Is This Peach Bread A Quick Bread Or A Yeast Bread?
I feel like the internet is chock full of peach quick bread recipes, so I wanted to provide a yeasted peach bread. This is a yeast risen dough, and slices just like sandwich bread. In fact, this would make amazing sandwich bread in place of any sandwich that calls for a brioche type bread. With it’s subtly peach essence it only packs a mildly sweet flavor. I can imagine the most delicious french toast with this peaches n’ cream bread as well.
If you are looking for quick bread recipes, I have some lovely quick bread recipes as well check those out HERE.
OR watch me make Blueberry Quick Bread HERE.
Ingredients To Make Peaches N’ Cream Bread With Fresh Milled Flour
- 3&1/2 cup Hard White Flour 420g (I milled about 2&1/4 cup wheat berries to get this)

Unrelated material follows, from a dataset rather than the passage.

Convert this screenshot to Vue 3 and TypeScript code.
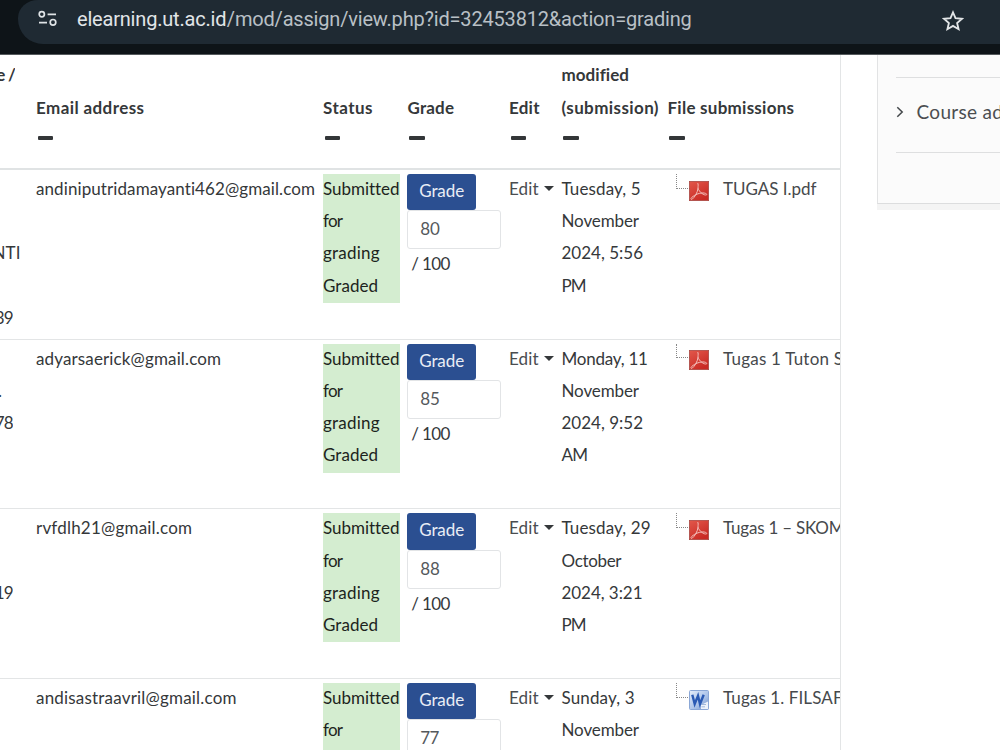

- 1/2 cup spelt flour 60g (I milled 1/4 cup spelt berries to get this)
- 1/2 cup whole milk 120g (for a richer flavor, you can use heavy cream)
- 2 TBSP Butter 28g (I melt this in with the milk while I heat it up)
- 2/3 cup warm water 158g
- 1 egg
- 3 TBSP Sugar 38g
- 1&1/2 tsp salt
- 1/2 tsp ground cinnamon
- 1/4 tsp ground nutmeg
- 1 cup Chopped Peaches (fresh, frozen, or canned will work see instructions for special instructions for each kind.)
- 2 tsp instant yeast
Instructions To Make Fresh Milled Flour Peaches N’ Cream Bread
- Firstly, Mill the flour.
- Then, put milk, butter, and water in a microwave safe container, and cook for about 1-2 minutes until warm, but not scalding hot (about 90*F.)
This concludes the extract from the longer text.